Just seconds later Mr. Gilbert comes to his senses and fires Maize only to find Carol is long gone.  So what's Mr. Gilbert going to do to get her back?  The only thing he can do: put out the next issue of Body and Brain with editorials and ads that are thinly veiled messages to Carol, each one telling her how much he (thinks he) loves her. Will they work?  Well, it is a comedy romance...

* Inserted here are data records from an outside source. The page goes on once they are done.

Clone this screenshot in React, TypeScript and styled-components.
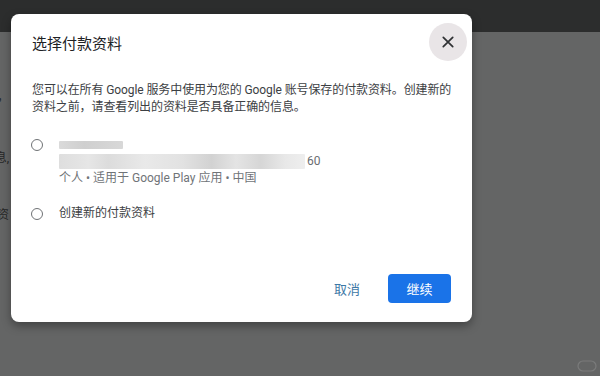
import React from "react";
import styled, { createGlobalStyle } from "styled-components";

const GlobalStyle = createGlobalStyle`
  html, body {
    margin: 0;
    padding: 0;
  }
  body {
    width: 600px;
    height: 376px;
    overflow: hidden;
    font-family: Roboto, "Noto Sans CJK SC", "Noto Sans", sans-serif;
  }
`;

const Page = styled.div({
    position: "relative",
    width: "600px",
    height: "376px",
    display: "flex",
    flexDirection: "column",
    backgroundColor: "#646565",
    overflow: "hidden",
});

const TopBar = styled.div({
    height: "32px",
    backgroundColor: "#2c2d2d",
    flexShrink: 0,
});

// the page behind the dimmed overlay, only its right-hand edge peeks out
const PageBody = styled.div({
    width: "9px",
    overflow: "hidden",
    display: "flex",
    flexDirection: "column",
    paddingTop: "58px",
});

const PeekLine = styled.div<{ $gap: number }>`
  display: flex;
  justify-content: flex-end;
  white-space: nowrap;
  font-size: 12px;
  line-height: 14px;
  color: #262727;
  margin-bottom: ${(p) => p.$gap}px;
`;

const Dialog = styled.div({
    position: "absolute",
    left: "11px",
    top: "14px",
    width: "461px",
    height: "308px",
    boxSizing: "border-box",
    backgroundColor: "#ffffff",
    borderRadius: "8px",
    boxShadow: "0 4px 10px rgba(0,0,0,0.35)",
    display: "flex",
    flexDirection: "column",
    padding: "0 21px 19px 21px",
});

const Header = styled.div({
    display: "flex",
    alignItems: "center",
    justifyContent: "space-between",
    paddingTop: "9px",
    marginRight: "-16px",
});

const Title = styled.h2({
    margin: 0,
    fontSize: "15px",
    fontWeight: 400,
    color: "#202124",
});

const CloseButton = styled.button({
    width: "38px",
    height: "38px",
    borderRadius: "50%",
    border: "none",
    backgroundColor: "#e9e5e7",
    display: "flex",
    alignItems: "center",
    justifyContent: "center",
    padding: 0,
    cursor: "pointer",
});

const Intro = styled.p({
    margin: "21px 0 0 0",
    fontSize: "12px",
    lineHeight: "17px",
    color: "#3c4043",
    whiteSpace: "nowrap",
    letterSpacing: "-0.1px",
});

const Options = styled.div({
    display: "flex",
    flexDirection: "column",
    gap: "18px",
    marginTop: "20px",
});

const Option = styled.label({
    display: "flex",
    alignItems: "flex-start",
    gap: "16px",
    cursor: "pointer",
});

const Radio = styled.span({
    width: "12px",
    height: "12px",
    borderRadius: "50%",
    border: "1.5px solid #6f7275",
    boxSizing: "border-box",
    flexShrink: 0,
    marginTop: "2.5px",
    marginLeft: "-1px",
});

const OptionText = styled.div({
    display: "flex",
    flexDirection: "column",
    fontSize: "12px",
    lineHeight: "17px",
    color: "#3c4043",
});

const Redacted = styled.div<{ $width: number; $height: number }>`
  width: ${(p) => p.$width}px;
  height: ${(p) => p.$height}px;
  border-radius: 1px;
`;

const RedactedRow = styled.div({
    display: "flex",
    alignItems: "center",
    height: "17px",
});

const RedactedTail = styled.span({
    color: "#6a6d70",
    fontSize: "12px",
    marginLeft: "2px",
});

const Muted = styled.span({
    color: "#707478",
});

const Footer = styled.div({
    marginTop: "auto",
    display: "flex",
    justifyContent: "flex-end",
    alignItems: "center",
    gap: "12px",
});

const TextButton = styled.button({
    border: "none",
    background: "none",
    color: "#3d78a6",
    fontSize: "13px",
    fontFamily: "inherit",
    padding: "0 16px",
    height: "29px",
    cursor: "pointer",
});

const PrimaryButton = styled.button({
    border: "none",
    backgroundColor: "#1a73e8",
    color: "#ffffff",
    fontSize: "13px",
    fontFamily: "inherit",
    width: "63px",
    height: "29px",
    borderRadius: "4px",
    cursor: "pointer",
});

const Watermark = styled.svg({
    position: "absolute",
    right: "3px",
    bottom: "4px",
});

export default function App() {
    return (
        <>
            <GlobalStyle />
            <Page>
                <TopBar />
                <PageBody>
                    <PeekLine $gap={47}>，</PeekLine>
                    <PeekLine $gap={43}>正确的信息,</PeekLine>
                    <PeekLine $gap={0}>创建新的付款资</PeekLine>
                </PageBody>

                <Dialog>
                    <Header>
                        <Title>选择付款资料</Title>
                        <CloseButton aria-label="关闭">
                            <svg width="12" height="12" viewBox="0 0 14 14">
                                <path d="M1.5 1.5 L12.5 12.5 M12.5 1.5 L1.5 12.5" stroke="#2f3133" strokeWidth="2" strokeLinecap="round" />
                            </svg>
                        </CloseButton>
                    </Header>

                    <Intro>
                        您可以在所有 Google 服务中使用为您的 Google 账号保存的付款资料。创建新的
                        <br />
                        资料之前，请查看列出的资料是否具备正确的信息。
                    </Intro>

                    <Options>
                        <Option>
                            <Radio />
                            <OptionText>
                                <RedactedRow>
                                    <Redacted $width={64} $height={8} style={{ background: "linear-gradient(90deg,#dadada,#cfcfcf 40%,#d8d8d8)" }} />
                                </RedactedRow>
                                <RedactedRow>
                                    <Redacted
                                        $width={246}
                                        $height={15}
                                        style={{
                                            background:
                                                "linear-gradient(90deg,#dedede 0%,#e6e6e6 12%,#dcdcdc 20%,#e9e9e9 35%,#e2e2e2 50%,#d2d2d2 62%,#e4e4e4 72%,#d6d6d6 82%,#e8e8e8 92%,#eeeeee 100%)",
                                        }}
                                    />
                                    <RedactedTail>60</RedactedTail>
                                </RedactedRow>
                                <Muted>个人 • 适用于 Google Play 应用 • 中国</Muted>
                            </OptionText>
                        </Option>
                        <Option>
                            <Radio />
                            <OptionText>创建新的付款资料</OptionText>
                        </Option>
                    </Options>

                    <Footer>
                        <TextButton>取消</TextButton>
                        <PrimaryButton>继续</PrimaryButton>
                    </Footer>
                </Dialog>

                <Watermark width="20" height="12" viewBox="0 0 20 12">
                    <rect x="1" y="1" width="18" height="10" rx="5" fill="none" stroke="#7a7b7b" strokeWidth="1.2" />
                </Watermark>
            </Page>
        </>
    );
}
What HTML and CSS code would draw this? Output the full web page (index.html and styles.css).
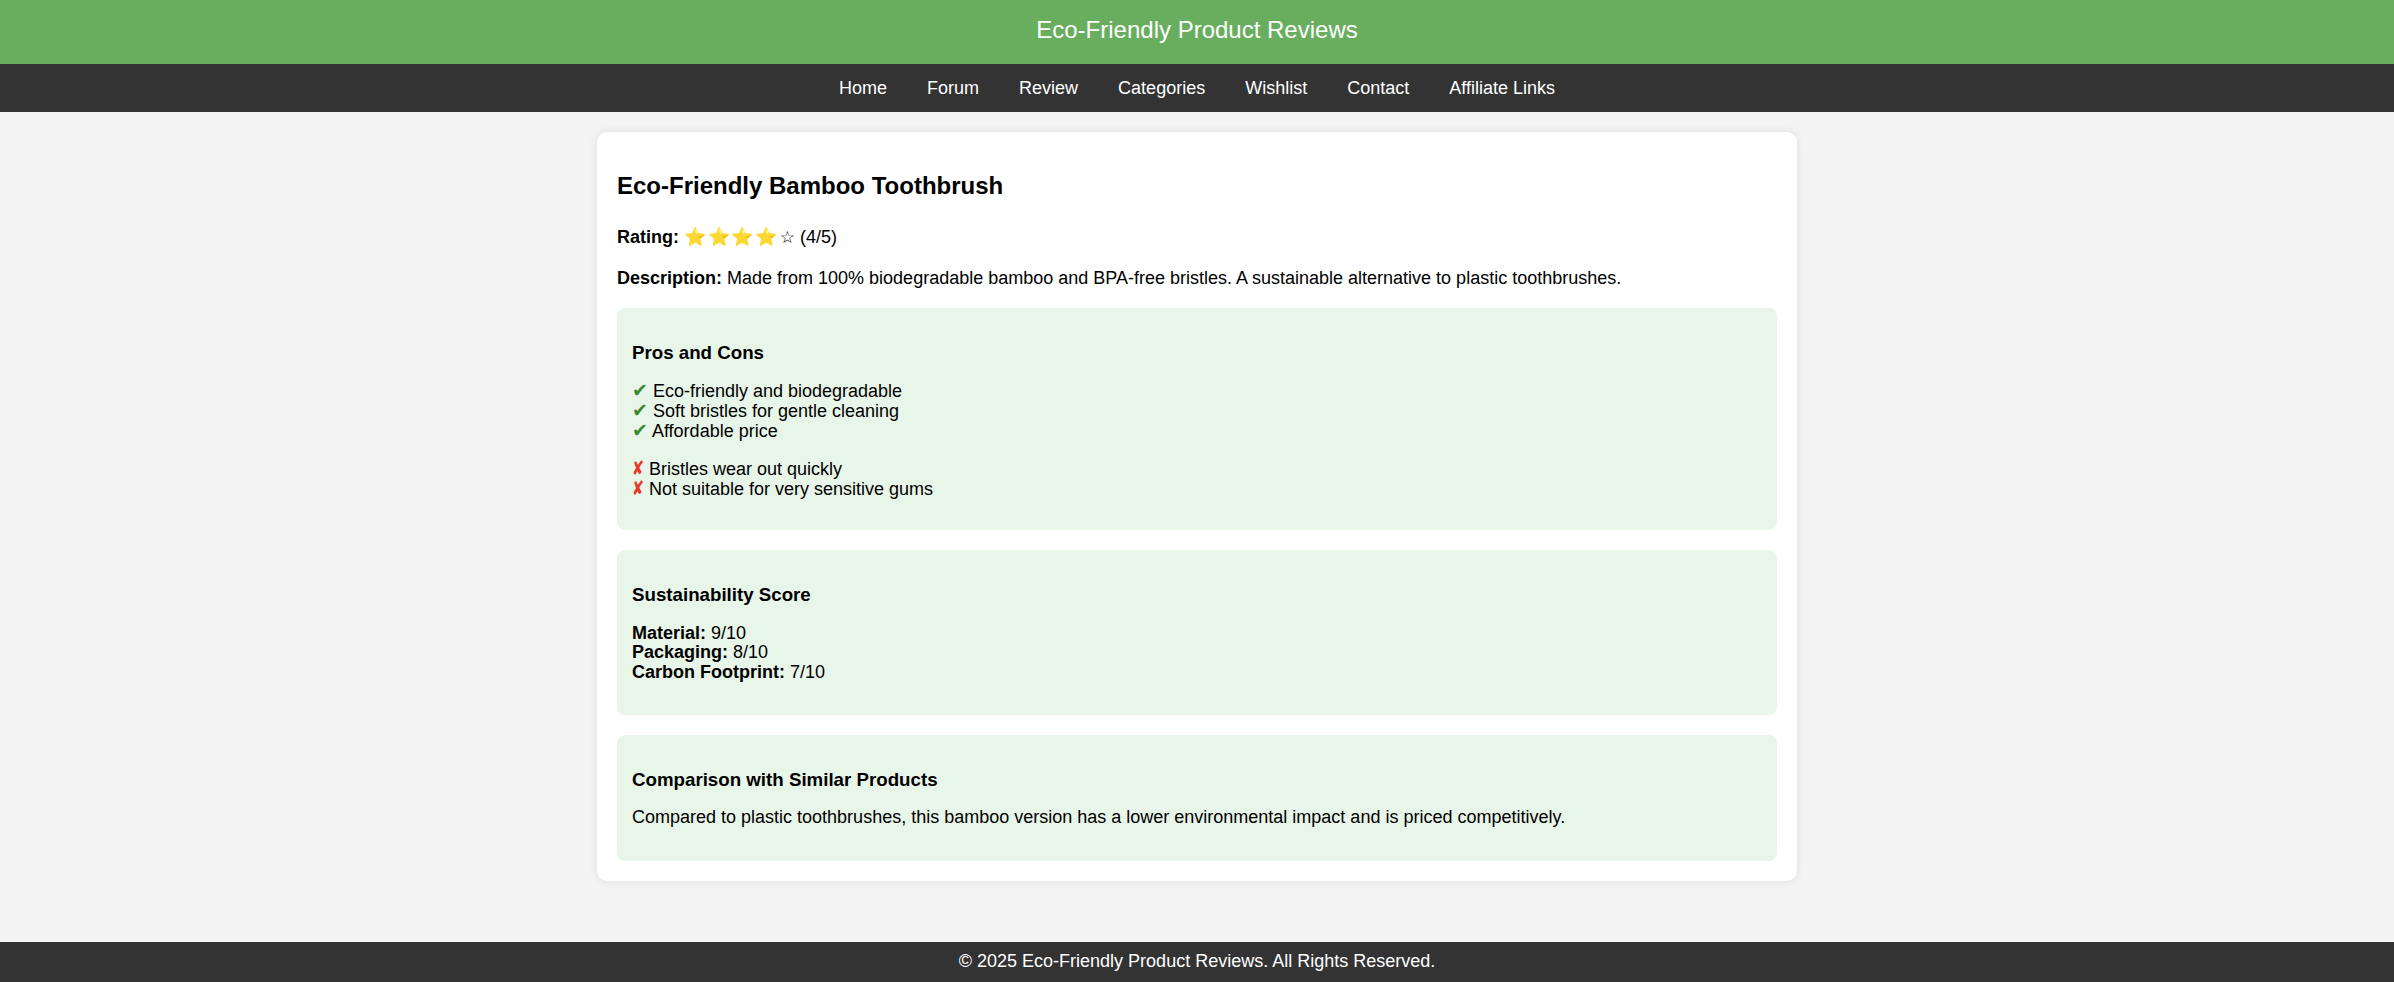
FILE: index.html
```html
<!DOCTYPE html>
<html lang="en">
<head>
<meta charset="utf-8">
<title>Eco-Friendly Product Reviews</title>
<link rel="stylesheet" href="styles.css">
</head>
<body>
<header class="site-header">
  <h1 class="site-title">Eco-Friendly Product Reviews</h1>
</header>
<nav class="site-nav">
  <a href="#">Home</a>
  <a href="#">Forum</a>
  <a href="#">Review</a>
  <a href="#">Categories</a>
  <a href="#">Wishlist</a>
  <a href="#">Contact</a>
  <a href="#">Affiliate Links</a>
</nav>
<main class="container">
  <article class="card">
    <h2 class="product-title">Eco-Friendly Bamboo Toothbrush</h2>
    <p class="rating"><strong>Rating:</strong> <span class="stars">⭐⭐⭐⭐</span><span class="empty-star">☆</span> (4/5)</p>
    <p><strong>Description:</strong> Made from 100% biodegradable bamboo and BPA-free bristles. A sustainable alternative to plastic toothbrushes.</p>

    <section class="panel">
      <h3>Pros and Cons</h3>
      <ul class="checklist">
        <li><span class="ok">✔</span> Eco-friendly and biodegradable</li>
        <li><span class="ok">✔</span> Soft bristles for gentle cleaning</li>
        <li><span class="ok">✔</span> Affordable price</li>
      </ul>
      <ul class="checklist">
        <li><span class="no">✘</span> Bristles wear out quickly</li>
        <li><span class="no">✘</span> Not suitable for very sensitive gums</li>
      </ul>
    </section>

    <section class="panel">
      <h3>Sustainability Score</h3>
      <p><strong>Material:</strong> 9/10<br><strong>Packaging:</strong> 8/10<br><strong>Carbon Footprint:</strong> 7/10</p>
    </section>

    <section class="panel">
      <h3>Comparison with Similar Products</h3>
      <p>Compared to plastic toothbrushes, this bamboo version has a lower environmental impact and is priced competitively.</p>
    </section>
  </article>
</main>
<footer class="site-footer">
  <p>© 2025 Eco-Friendly Product Reviews. All Rights Reserved.</p>
</footer>
</body>
</html>
```
FILE: styles.css
```css
html, body {
  margin: 0;
  padding: 0;
}

body {
  font-family: "Liberation Sans", Arial, Helvetica, sans-serif;
  font-size: 18px;
  color: #000;
  background: #f4f4f4;
  min-height: 100vh;
  display: flex;
  flex-direction: column;
}

.site-header {
  background: #68ae5e;
  color: #fff;
  text-align: center;
  height: 64px;
  box-sizing: border-box;
  padding-top: 16px;
}

.site-title {
  margin: 0;
  font-size: 24px;
  font-weight: normal;
  line-height: normal;
}

.site-nav {
  background: #333;
  height: 48px;
  display: flex;
  justify-content: center;
  align-items: center;
  gap: 40px;
}

.site-nav a {
  color: #fff;
  text-decoration: none;
  font-size: 18px;
}

.container {
  width: 1200px;
  margin: 20px auto 0;
}

.card {
  background: #fff;
  border-radius: 10px;
  padding: 20px;
  box-shadow: 0 0 10px rgba(0, 0, 0, 0.1);
}

.card p {
  margin: 18px 0;
  line-height: 19.4px;
}

.product-title {
  font-size: 24px;
  margin: 20px 0;
  line-height: 27.5px;
}

.card .rating {
  line-height: 28px;
  padding-top: 3px;
}

.rating .stars {
  font-family: "Noto Color Emoji", "Apple Color Emoji", sans-serif;
  letter-spacing: 1.5px;
  line-height: 1;
}

.rating .empty-star {
  font-family: "DejaVu Sans", sans-serif;
  font-size: 17px;
  line-height: 1;
}

.panel {
  background: #e8f5e9;
  border-radius: 8px;
  padding: 15px;
  margin-top: 20px;
}

.panel h3 {
  font-size: 18.72px;
  margin: 18.72px 0;
  line-height: 21px;
}

.checklist {
  list-style: none;
  margin: 18px 0;
  padding: 0;
}

.checklist li {
  height: 19.6px;
  line-height: 19.6px;
  white-space: nowrap;
}

.ok, .no {
  font-family: "DejaVu Sans", sans-serif;
  line-height: 1;
}

.ok {
  color: #3b8a2e;
  font-size: 19px;
}

.no {
  color: #e5392d;
  font-size: 20px;
  display: inline-block;
  width: 12px;
  transform: scaleX(0.72);
  transform-origin: left center;
}

.site-footer {
  margin-top: auto;
  background: #333;
  color: #fff;
  text-align: center;
  height: 40px;
  box-sizing: border-box;
  padding-top: 10px;
}

.site-footer p {
  margin: 0;
  line-height: 19.5px;
}
```
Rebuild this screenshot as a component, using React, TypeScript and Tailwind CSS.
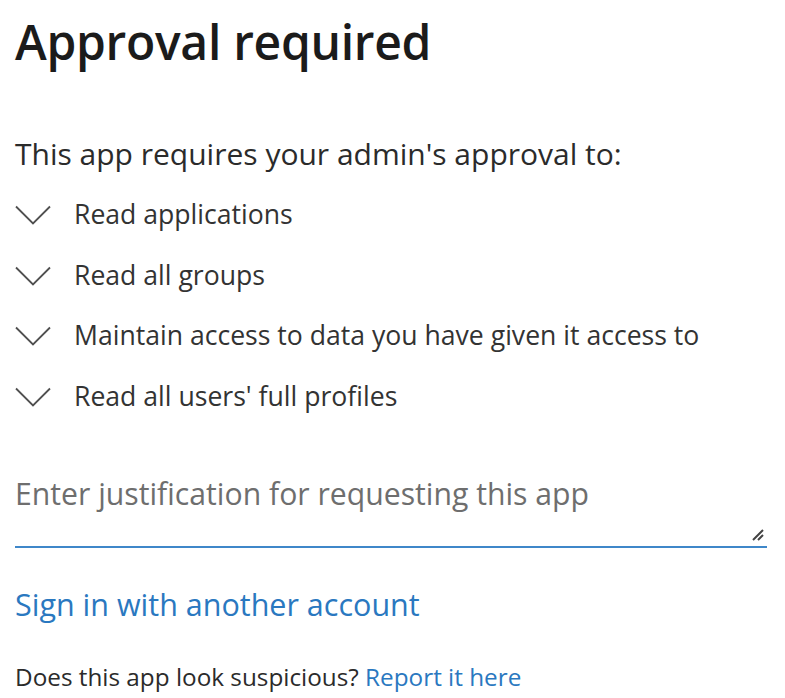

Despite Jean Arthur doing her best, this movie doesn't really fire on all cylinders--which is a shame because the side characters are really funny, particularly exercise guru Ernest, who is happy to stretch anyone into ridiculous contortions even when they scream in pain. "It'll hurt a lot more tomorrow!", he tells them. But the relationship between Carol and Mr. Gilbert (I don't think she ever calls him by his first name) just isn't sexy, or cute, or remotely plausible.  I sure wouldn't give up teaching at a school I owned to be with a guy who thinks only about liver health and I can't believe anyone would. (Though having said that, I do know someone who really does believe that the solution to most health problems is liver health so, maybe there really are people who would fall head over heels for such a guy.)